***** Raw data
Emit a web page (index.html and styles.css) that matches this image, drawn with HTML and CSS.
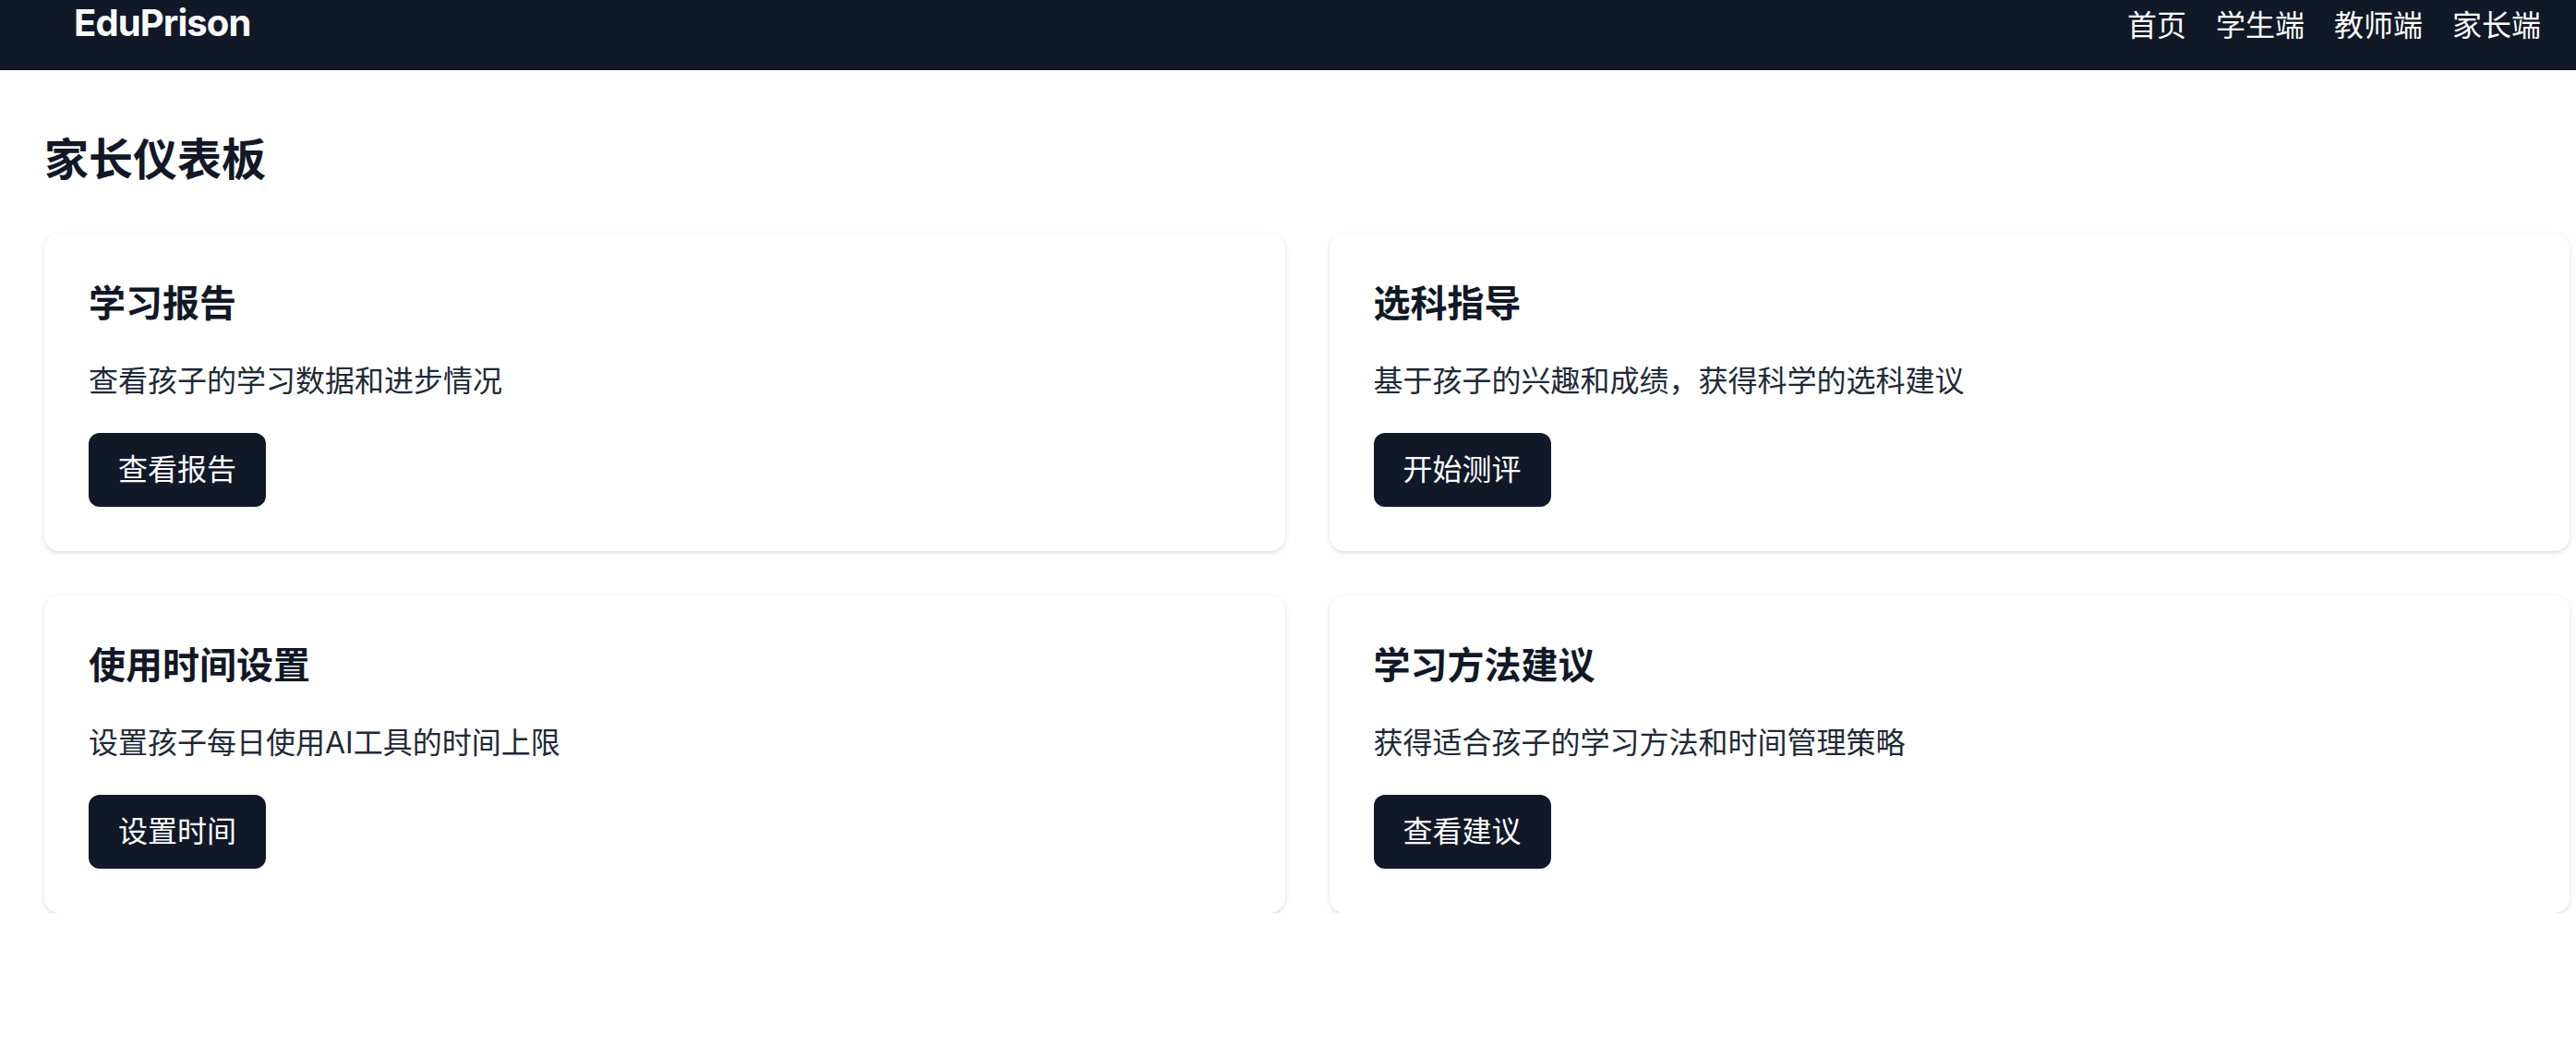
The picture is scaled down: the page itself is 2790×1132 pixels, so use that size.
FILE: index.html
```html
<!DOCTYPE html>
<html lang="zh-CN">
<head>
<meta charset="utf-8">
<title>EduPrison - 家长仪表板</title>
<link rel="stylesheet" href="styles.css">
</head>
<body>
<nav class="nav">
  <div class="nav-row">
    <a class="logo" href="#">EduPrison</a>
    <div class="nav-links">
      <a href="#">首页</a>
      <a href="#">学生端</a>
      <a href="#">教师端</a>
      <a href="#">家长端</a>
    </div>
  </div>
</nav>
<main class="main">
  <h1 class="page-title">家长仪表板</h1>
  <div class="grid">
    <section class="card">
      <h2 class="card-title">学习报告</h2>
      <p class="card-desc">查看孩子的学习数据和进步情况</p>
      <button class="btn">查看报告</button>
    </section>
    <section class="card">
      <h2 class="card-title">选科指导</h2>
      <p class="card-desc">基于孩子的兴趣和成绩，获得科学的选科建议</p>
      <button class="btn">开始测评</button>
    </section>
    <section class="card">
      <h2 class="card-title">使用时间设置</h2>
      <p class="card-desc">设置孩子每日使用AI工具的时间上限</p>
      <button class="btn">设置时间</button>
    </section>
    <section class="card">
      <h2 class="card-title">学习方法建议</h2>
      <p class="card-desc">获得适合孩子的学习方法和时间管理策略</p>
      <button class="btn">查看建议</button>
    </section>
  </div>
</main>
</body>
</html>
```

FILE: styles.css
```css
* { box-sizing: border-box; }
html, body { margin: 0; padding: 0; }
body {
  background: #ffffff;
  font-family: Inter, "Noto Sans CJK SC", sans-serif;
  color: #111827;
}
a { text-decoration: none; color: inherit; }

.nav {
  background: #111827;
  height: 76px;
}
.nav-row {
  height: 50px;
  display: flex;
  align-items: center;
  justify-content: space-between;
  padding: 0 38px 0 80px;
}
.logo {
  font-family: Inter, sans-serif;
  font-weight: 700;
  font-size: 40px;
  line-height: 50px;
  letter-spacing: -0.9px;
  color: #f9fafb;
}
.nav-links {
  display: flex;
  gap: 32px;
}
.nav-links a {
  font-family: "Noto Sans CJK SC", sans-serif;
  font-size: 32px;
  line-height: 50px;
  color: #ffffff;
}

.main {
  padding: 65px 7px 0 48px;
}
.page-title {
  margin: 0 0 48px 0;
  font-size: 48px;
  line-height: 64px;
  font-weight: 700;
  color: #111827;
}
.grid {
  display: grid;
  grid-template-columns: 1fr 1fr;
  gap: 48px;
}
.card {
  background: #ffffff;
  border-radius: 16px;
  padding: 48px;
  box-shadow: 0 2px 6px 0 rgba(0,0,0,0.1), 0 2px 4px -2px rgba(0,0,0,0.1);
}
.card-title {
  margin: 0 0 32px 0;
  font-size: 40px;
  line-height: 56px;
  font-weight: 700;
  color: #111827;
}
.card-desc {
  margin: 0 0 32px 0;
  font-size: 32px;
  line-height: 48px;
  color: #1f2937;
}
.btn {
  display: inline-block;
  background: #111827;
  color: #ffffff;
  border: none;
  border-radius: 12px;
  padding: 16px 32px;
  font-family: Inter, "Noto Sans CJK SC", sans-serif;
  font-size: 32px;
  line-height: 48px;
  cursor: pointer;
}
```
**********
Leave out the pictures and give the listing above again exactly.

Solution –
Emit a web page (index.html and styles.css) that matches this image, drawn with HTML and CSS.
The picture is scaled down: the page itself is 2790×1132 pixels, so use that size.
FILE: index.html
```html
<!DOCTYPE html>
<html lang="zh-CN">
<head>
<meta charset="utf-8">
<title>EduPrison - 家长仪表板</title>
<link rel="stylesheet" href="styles.css">
</head>
<body>
<nav class="nav">
  <div class="nav-row">
    <a class="logo" href="#">EduPrison</a>
    <div class="nav-links">
      <a href="#">首页</a>
      <a href="#">学生端</a>
      <a href="#">教师端</a>
      <a href="#">家长端</a>
    </div>
  </div>
</nav>
<main class="main">
  <h1 class="page-title">家长仪表板</h1>
  <div class="grid">
    <section class="card">
      <h2 class="card-title">学习报告</h2>
      <p class="card-desc">查看孩子的学习数据和进步情况</p>
      <button class="btn">查看报告</button>
    </section>
    <section class="card">
      <h2 class="card-title">选科指导</h2>
      <p class="card-desc">基于孩子的兴趣和成绩，获得科学的选科建议</p>
      <button class="btn">开始测评</button>
    </section>
    <section class="card">
      <h2 class="card-title">使用时间设置</h2>
      <p class="card-desc">设置孩子每日使用AI工具的时间上限</p>
      <button class="btn">设置时间</button>
    </section>
    <section class="card">
      <h2 class="card-title">学习方法建议</h2>
      <p class="card-desc">获得适合孩子的学习方法和时间管理策略</p>
      <button class="btn">查看建议</button>
    </section>
  </div>
</main>
</body>
</html>
```

FILE: styles.css
```css
* { box-sizing: border-box; }
html, body { margin: 0; padding: 0; }
body {
  background: #ffffff;
  font-family: Inter, "Noto Sans CJK SC", sans-serif;
  color: #111827;
}
a { text-decoration: none; color: inherit; }

.nav {
  background: #111827;
  height: 76px;
}
.nav-row {
  height: 50px;
  display: flex;
  align-items: center;
  justify-content: space-between;
  padding: 0 38px 0 80px;
}
.logo {
  font-family: Inter, sans-serif;
  font-weight: 700;
  font-size: 40px;
  line-height: 50px;
  letter-spacing: -0.9px;
  color: #f9fafb;
}
.nav-links {
  display: flex;
  gap: 32px;
}
.nav-links a {
  font-family: "Noto Sans CJK SC", sans-serif;
  font-size: 32px;
  line-height: 50px;
  color: #ffffff;
}

.main {
  padding: 65px 7px 0 48px;
}
.page-title {
  margin: 0 0 48px 0;
  font-size: 48px;
  line-height: 64px;
  font-weight: 700;
  color: #111827;
}
.grid {
  display: grid;
  grid-template-columns: 1fr 1fr;
  gap: 48px;
}
.card {
  background: #ffffff;
  border-radius: 16px;
  padding: 48px;
  box-shadow: 0 2px 6px 0 rgba(0,0,0,0.1), 0 2px 4px -2px rgba(0,0,0,0.1);
}
.card-title {
  margin: 0 0 32px 0;
  font-size: 40px;
  line-height: 56px;
  font-weight: 700;
  color: #111827;
}
.card-desc {
  margin: 0 0 32px 0;
  font-size: 32px;
  line-height: 48px;
  color: #1f2937;
}
.btn {
  display: inline-block;
  background: #111827;
  color: #ffffff;
  border: none;
  border-radius: 12px;
  padding: 16px 32px;
  font-family: Inter, "Noto Sans CJK SC", sans-serif;
  font-size: 32px;
  line-height: 48px;
  cursor: pointer;
}
```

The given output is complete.